Stored records
+-------+
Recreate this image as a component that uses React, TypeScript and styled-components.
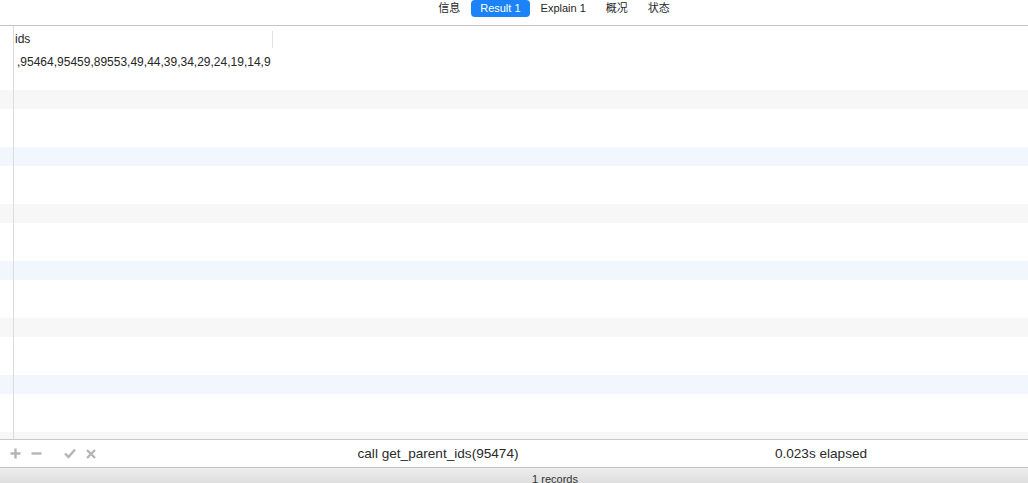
import React from "react";
import styled, { createGlobalStyle } from "styled-components";

const GlobalStyle = createGlobalStyle`
  html, body {
    margin: 0;
    padding: 0;
    background: #ffffff;
    font-family: "Liberation Sans", Arial, "Noto Sans CJK SC", sans-serif;
    color: #262626;
  }
  #root {
    height: 483px;
    overflow: hidden;
  }
`;

const Window = styled.div`
  width: 1028px;
  height: 483px;
  display: flex;
  flex-direction: column;
  overflow: hidden;
`;

const TabBar = styled.div`
  height: 26px;
  flex: none;
  display: flex;
  justify-content: center;
  align-items: flex-start;
  padding-left: 80px;
  border-bottom: 1px solid #c4c4c4;
  box-sizing: border-box;
`;

const Tab = styled.div<{ $active?: boolean }>`
  height: 17px;
  line-height: 17px;
  padding: 0 ${({ $active }) => ($active ? 9 : 10)}px;
  margin: 0 ${({ $active }) => ($active ? 1 : 0)}px;
  font-size: 11px;
  border-radius: 4px;
  color: ${({ $active }) => ($active ? "#ffffff" : "#262626")};
  background: ${({ $active }) => ($active ? "#1b82f7" : "transparent")};
  font-weight: ${({ $active }) => ($active ? 500 : 400)};
`;

const Grid = styled.div`
  flex: 1;
  overflow: hidden;
`;

const HeaderRow = styled.div`
  height: 26px;
  display: flex;
  align-items: center;
`;

const Gutter = styled.div`
  width: 13px;
  height: 100%;
  flex: none;
  border-right: 1px solid #dcdcdc;
`;

const HeaderCell = styled.div`
  width: 257px;
  height: 17px;
  line-height: 17px;
  padding-left: 1px;
  font-size: 12px;
  color: #262626;
  border-right: 1px solid #e2e2e2;
`;

const Row = styled.div<{ $tint: "none" | "gray" | "blue" }>`
  height: 19px;
  display: flex;
  align-items: center;
  background: ${({ $tint }) =>
    $tint === "gray" ? "#f7f7f7" : $tint === "blue" ? "#f2f7fd" : "#ffffff"};
`;

const Cell = styled.div`
  width: 258px;
  padding-left: 3px;
  font-size: 12px;
  color: #262626;
  white-space: nowrap;
  overflow: hidden;
`;

const Toolbar = styled.div`
  height: 28px;
  flex: none;
  display: grid;
  grid-template-columns: 110px 656px 110px 1fr;
  align-items: center;
  border-top: 1px solid #c8c8c8;
  box-sizing: border-box;
  background: #ffffff;
`;

const Buttons = styled.div`
  display: flex;
  align-items: center;
  padding-left: 10px;
  gap: 10px;
`;

const IconButton = styled.span<{ $gap?: number }>`
  display: flex;
  margin-left: ${({ $gap }) => $gap ?? 0}px;
`;

const ToolbarText = styled.div`
  text-align: center;
  font-size: 13.6px;
  color: #2a2a2a;
  white-space: nowrap;
`;

const StatusBar = styled.div`
  height: 15px;
  flex: none;
  border-top: 1px solid #c6c6c6;
  background: linear-gradient(#ededed, #dedede);
  display: flex;
  justify-content: center;
  padding-left: 82px;
  font-size: 11px;
  color: #333;
  line-height: 22px;
`;

const iconColor = "#b5b5b5";

const PlusIcon = () => (
  <svg width="11" height="11" viewBox="0 0 11 11">
    <path d="M5.5 0.5v10M0.5 5.5h10" stroke={iconColor} strokeWidth="2.4" />
  </svg>
);

const MinusIcon = () => (
  <svg width="11" height="11" viewBox="0 0 11 11">
    <path d="M0.5 5.5h10" stroke={iconColor} strokeWidth="2.4" />
  </svg>
);

const CheckIcon = () => (
  <svg width="12" height="11" viewBox="0 0 12 11">
    <path d="M1 5.5l3.5 3.5L11 1.5" stroke={iconColor} strokeWidth="2.4" fill="none" />
  </svg>
);

const CrossIcon = () => (
  <svg width="10" height="10" viewBox="0 0 10 10">
    <path d="M1 1l8 8M9 1l-8 8" stroke={iconColor} strokeWidth="2.4" />
  </svg>
);

const tabs = ["信息", "Result 1", "Explain 1", "概况", "状态"];

const rowCount = 21;

export default function App() {
  const rows = Array.from({ length: rowCount }, (_, i) => {
    let tint: "none" | "gray" | "blue" = "none";
    if (i % 3 === 2) tint = Math.floor(i / 3) % 2 === 0 ? "gray" : "blue";
    return tint;
  });

  return (
    <Window>
      <GlobalStyle />
      <TabBar>
        {tabs.map((t) => (
          <Tab key={t} $active={t === "Result 1"}>
            {t}
          </Tab>
        ))}
      </TabBar>
      <Grid>
        <HeaderRow>
          <Gutter />
          <HeaderCell>ids</HeaderCell>
        </HeaderRow>
        {rows.map((tint, i) => (
          <Row key={i} $tint={tint}>
            <Gutter />
            {i === 0 && <Cell>,95464,95459,89553,49,44,39,34,29,24,19,14,9</Cell>}
          </Row>
        ))}
      </Grid>
      <Toolbar>
        <Buttons>
          <IconButton>
            <PlusIcon />
          </IconButton>
          <IconButton>
            <MinusIcon />
          </IconButton>
          <IconButton $gap={12}>
            <CheckIcon />
          </IconButton>
          <IconButton>
            <CrossIcon />
          </IconButton>
        </Buttons>
        <ToolbarText>call get_parent_ids(95474)</ToolbarText>
        <ToolbarText>0.023s elapsed</ToolbarText>
        <div />
      </Toolbar>
      <StatusBar>1 records</StatusBar>
    </Window>
  );
}
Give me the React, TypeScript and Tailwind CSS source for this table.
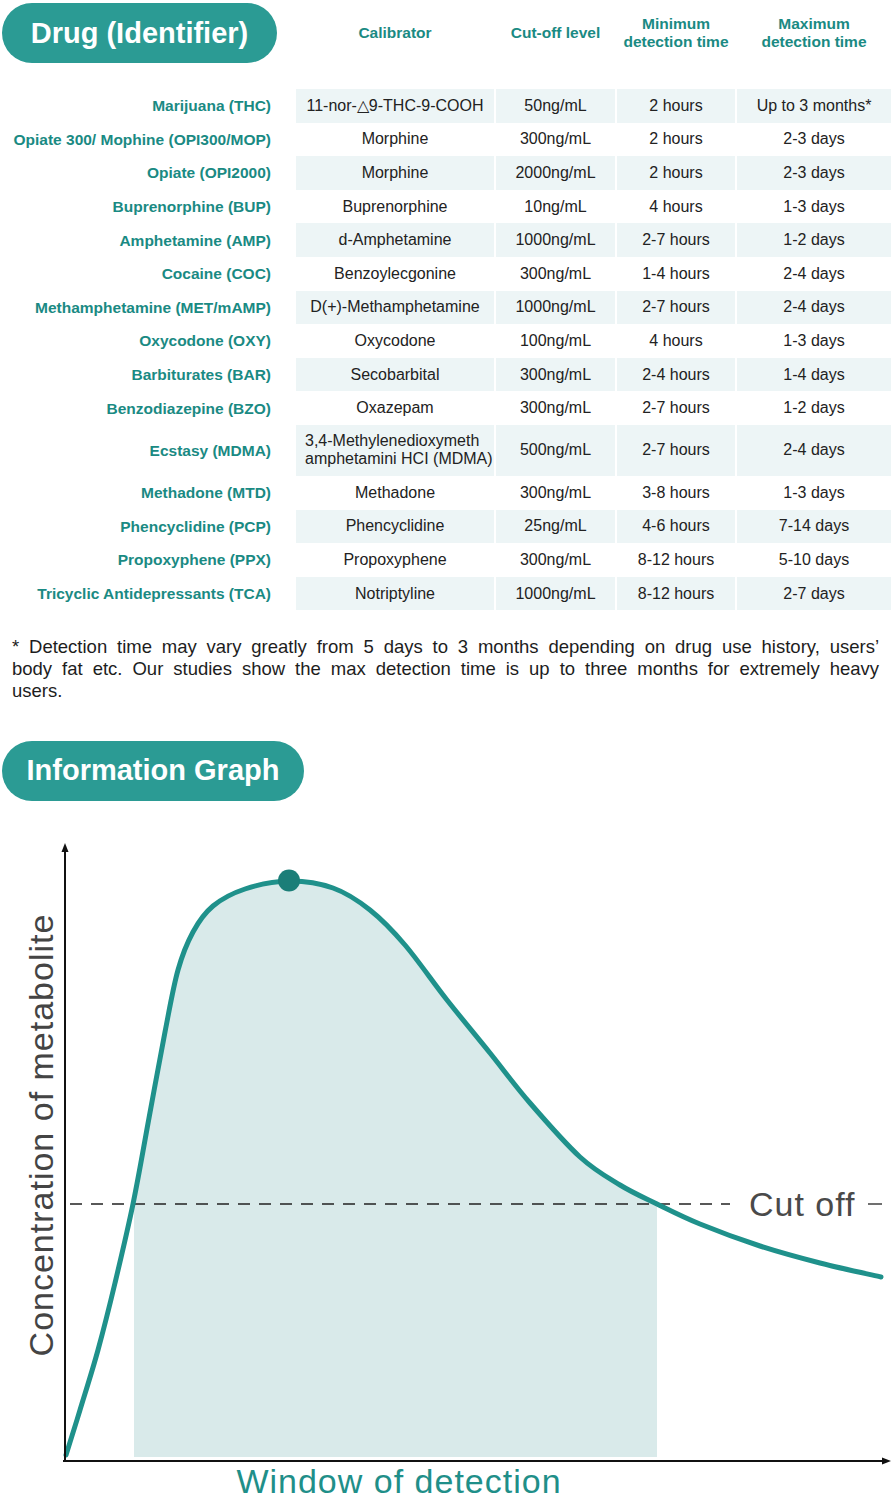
+-------+
| THE PROBLEM |
Every record gets retyped exactly; no picture goes into the copy.

| COMPLETED EXERCISE |
Recreate this image as a component that uses React, TypeScript and styled-components.
import React from "react";
import styled, { createGlobalStyle } from "styled-components";

const GlobalStyle = createGlobalStyle`
  html, body {
    margin: 0;
    padding: 0;
    background: #ffffff;
    font-family: "Liberation Sans", Arial, "Noto Sans CJK SC", sans-serif;
    color: #262626;
  }
  #root {
    height: 483px;
    overflow: hidden;
  }
`;

const Window = styled.div`
  width: 1028px;
  height: 483px;
  display: flex;
  flex-direction: column;
  overflow: hidden;
`;

const TabBar = styled.div`
  height: 26px;
  flex: none;
  display: flex;
  justify-content: center;
  align-items: flex-start;
  padding-left: 80px;
  border-bottom: 1px solid #c4c4c4;
  box-sizing: border-box;
`;

const Tab = styled.div<{ $active?: boolean }>`
  height: 17px;
  line-height: 17px;
  padding: 0 ${({ $active }) => ($active ? 9 : 10)}px;
  margin: 0 ${({ $active }) => ($active ? 1 : 0)}px;
  font-size: 11px;
  border-radius: 4px;
  color: ${({ $active }) => ($active ? "#ffffff" : "#262626")};
  background: ${({ $active }) => ($active ? "#1b82f7" : "transparent")};
  font-weight: ${({ $active }) => ($active ? 500 : 400)};
`;

const Grid = styled.div`
  flex: 1;
  overflow: hidden;
`;

const HeaderRow = styled.div`
  height: 26px;
  display: flex;
  align-items: center;
`;

const Gutter = styled.div`
  width: 13px;
  height: 100%;
  flex: none;
  border-right: 1px solid #dcdcdc;
`;

const HeaderCell = styled.div`
  width: 257px;
  height: 17px;
  line-height: 17px;
  padding-left: 1px;
  font-size: 12px;
  color: #262626;
  border-right: 1px solid #e2e2e2;
`;

const Row = styled.div<{ $tint: "none" | "gray" | "blue" }>`
  height: 19px;
  display: flex;
  align-items: center;
  background: ${({ $tint }) =>
    $tint === "gray" ? "#f7f7f7" : $tint === "blue" ? "#f2f7fd" : "#ffffff"};
`;

const Cell = styled.div`
  width: 258px;
  padding-left: 3px;
  font-size: 12px;
  color: #262626;
  white-space: nowrap;
  overflow: hidden;
`;

const Toolbar = styled.div`
  height: 28px;
  flex: none;
  display: grid;
  grid-template-columns: 110px 656px 110px 1fr;
  align-items: center;
  border-top: 1px solid #c8c8c8;
  box-sizing: border-box;
  background: #ffffff;
`;

const Buttons = styled.div`
  display: flex;
  align-items: center;
  padding-left: 10px;
  gap: 10px;
`;

const IconButton = styled.span<{ $gap?: number }>`
  display: flex;
  margin-left: ${({ $gap }) => $gap ?? 0}px;
`;

const ToolbarText = styled.div`
  text-align: center;
  font-size: 13.6px;
  color: #2a2a2a;
  white-space: nowrap;
`;

const StatusBar = styled.div`
  height: 15px;
  flex: none;
  border-top: 1px solid #c6c6c6;
  background: linear-gradient(#ededed, #dedede);
  display: flex;
  justify-content: center;
  padding-left: 82px;
  font-size: 11px;
  color: #333;
  line-height: 22px;
`;

const iconColor = "#b5b5b5";

const PlusIcon = () => (
  <svg width="11" height="11" viewBox="0 0 11 11">
    <path d="M5.5 0.5v10M0.5 5.5h10" stroke={iconColor} strokeWidth="2.4" />
  </svg>
);

const MinusIcon = () => (
  <svg width="11" height="11" viewBox="0 0 11 11">
    <path d="M0.5 5.5h10" stroke={iconColor} strokeWidth="2.4" />
  </svg>
);

const CheckIcon = () => (
  <svg width="12" height="11" viewBox="0 0 12 11">
    <path d="M1 5.5l3.5 3.5L11 1.5" stroke={iconColor} strokeWidth="2.4" fill="none" />
  </svg>
);

const CrossIcon = () => (
  <svg width="10" height="10" viewBox="0 0 10 10">
    <path d="M1 1l8 8M9 1l-8 8" stroke={iconColor} strokeWidth="2.4" />
  </svg>
);

const tabs = ["信息", "Result 1", "Explain 1", "概况", "状态"];

const rowCount = 21;

export default function App() {
  const rows = Array.from({ length: rowCount }, (_, i) => {
    let tint: "none" | "gray" | "blue" = "none";
    if (i % 3 === 2) tint = Math.floor(i / 3) % 2 === 0 ? "gray" : "blue";
    return tint;
  });

  return (
    <Window>
      <GlobalStyle />
      <TabBar>
        {tabs.map((t) => (
          <Tab key={t} $active={t === "Result 1"}>
            {t}
          </Tab>
        ))}
      </TabBar>
      <Grid>
        <HeaderRow>
          <Gutter />
          <HeaderCell>ids</HeaderCell>
        </HeaderRow>
        {rows.map((tint, i) => (
          <Row key={i} $tint={tint}>
            <Gutter />
            {i === 0 && <Cell>,95464,95459,89553,49,44,39,34,29,24,19,14,9</Cell>}
          </Row>
        ))}
      </Grid>
      <Toolbar>
        <Buttons>
          <IconButton>
            <PlusIcon />
          </IconButton>
          <IconButton>
            <MinusIcon />
          </IconButton>
          <IconButton $gap={12}>
            <CheckIcon />
          </IconButton>
          <IconButton>
            <CrossIcon />
          </IconButton>
        </Buttons>
        <ToolbarText>call get_parent_ids(95474)</ToolbarText>
        <ToolbarText>0.023s elapsed</ToolbarText>
        <div />
      </Toolbar>
      <StatusBar>1 records</StatusBar>
    </Window>
  );
}
Give me the React, TypeScript and Tailwind CSS source for this table.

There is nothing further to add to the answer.